This Week in the News…

Posted: October 27, 2000 at 1:00 am, Last Updated: November 30, -0001 at 12:00 am

Following are highlights of national news coverage George Mason received during the past week:

Monday, Oct. 23, Christian Science Monitor

Why Commuters Stay Stuck in Drive

“Experts maintain railroad and subway systems have yet to reach their full potential. But until service improves…most cities won’t see a real exodus from highways. Nor is the urban commute the sole choke point. The most common commute today, in fact, is between suburbs. That’s problematic, because most city transit systems have been designed to carry people from the suburbs to the urban core, says Roger Stough, a professor at George Mason University’s Center for Transportation Policy and Logistics, in Fairfax, Va.”

Tuesday, Oct. 24, Wall Street Journal

Congress Dumbs Down Judges

“A distinguished legal program at a major university has been holding seminars for federal judges for 13 years. Its faculty has included six Nobel Laureates, and scholars such as James Q. Wilson and Harvey Mansfield. But because it effectively teaches judges how to apply economic analysis in the courtroom, liberal groups are trying to attach an amendment to the appropriations bills now before Congress that would effectively gut the program. More than 550 federal judges have voluntarily attended one-week courses offered by the Law & Economics Center of George Mason University…. Frank Buckley, who directs George Mason’s program, is willing to bet his more philosophical curriculum will either not be approved by the feds or will lose out to more procedural, ‘how-to’ programs.”

Wednesday, Oct. 25, San Francisco Chronicle

H-1B Visa Program Crucial to Economy, Study Says

“The controversial H-1B visa program, which brings skilled foreign workers to the United States, is necessary for sustaining the technology boom, according to a long-awaited Congressional study. However, the visa program’s benefits to the industry may come at the expense of American workers, and depress wages, the report found…. ‘One indication of severe [worker] shortages would be if salaries have gone up dramatically, and as we showed, in many geographic areas and job types, salaries haven’t gone up that much,’ said Alan Merten, president of George Mason University and chair of the Workforce Needs committee that wrote the report.”

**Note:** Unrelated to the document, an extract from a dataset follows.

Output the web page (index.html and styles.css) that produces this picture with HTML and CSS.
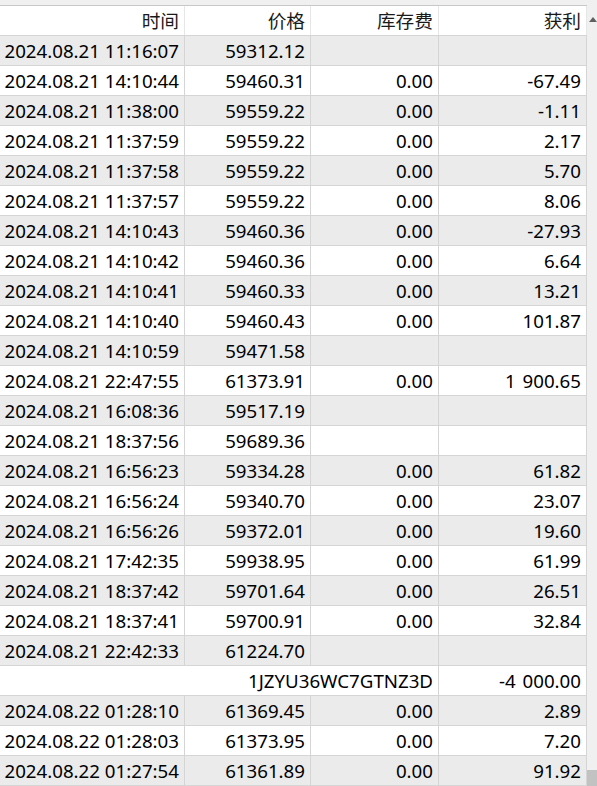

Wednesday, Oct. 25, Washington Post

Panel Declines to Address Visa Issue: Foreign Workers Said to Lower Tech Pay

“Foreign nationals working in the United States keep wages of Americans in the technology industry from rising as quickly as they otherwise might, according to a research panel that examined the nation’s high-tech workforce. A new report issued by the National Research Council, which advises the federal government on scientific issues, comes days after President Clinton signed into law a bill that increased the number of H-1B visas, allowing more than 195,000 skilled technology workers, mostly from India and China, to enter the United States this year. ‘We feel [the population of foreign workers] is so large that we are totally dependent on it, and it depresses wages,’ said Alan Merten, chairman of the workforce committee and president of George Mason University. ‘How much, we don’t really know.’